In 2016, researchers figured out how the PC-based Rowhammer attack technique could be applied to Android devices and give an attacker root access to millions of Android handsets including Nexus, Samsung, LG and Motorola.
This Drammer attack differed slightly from Rowhammer in that it relies on the Flip Feng Shui exploitation technique. A Flip Feng Shui exploitation technique carefully selects the sizes of the portion of memory where dynamically allocated memory resides (heap). Next, the Rowhammer attack targets that portion of memory which can “flip” – or change the state of adjacent memory bits – creating circumstances ripe for memory manipulation. Those bit flips could include simply changing a 0-to-1 or 1-to-0, according to researchers.

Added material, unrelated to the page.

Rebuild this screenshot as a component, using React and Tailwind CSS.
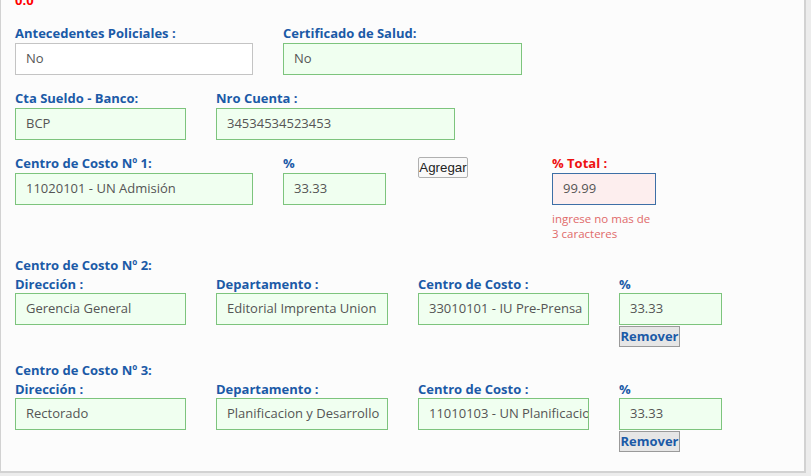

The latest variant, RAMpage, works in similar ways. It targets an Android’s universal generic memory management system called ION introduced by Google in 2011 as part of Android 4.0. It’s part of a subsystem used to manage and allocate memory. An attack consists of a write and refresh request on the device’s RAM until it flips a bit in an adjacent row. This opens the door to the device compromise.
The prerequisite for a likely attack is a user installing an unprivileged app capable of carrying out the attack. “We consider an attacker with full control over a zero-permissions holding, unprivileged Android app that is running on the victim’s device,” researchers wrote.
The good news is the researchers have also released a tool called Guardion, a software-based mitigation against rampage attacks. “It prevents an attacker from modifying critical datastructures by carefully enforcing a novel isolation policy,” researchers wrote. “Although Guardion is not deployed in operating systems yet, there are ongoing efforts to realize this. The source code for Guardion is available online in the form of Android kernel patch.” Currently the patch is not widely available and only tested for Google Pixel, running Android 7.1.1 (Nougat).
RAMpage researchers credited for the discovery include Victor van der Veen, Martina Lindorfer, Yanick Fratantonio, Harikrishnan Padmanabha Pillai, Giovanni Vigna, Christopher Kruegel, Herbert Bos, and Kaveh Razavi. Universities include Vrije Universiteit Amsterdam, Amrita University India, UC Santa Barbara and the French graduate school Eurecom.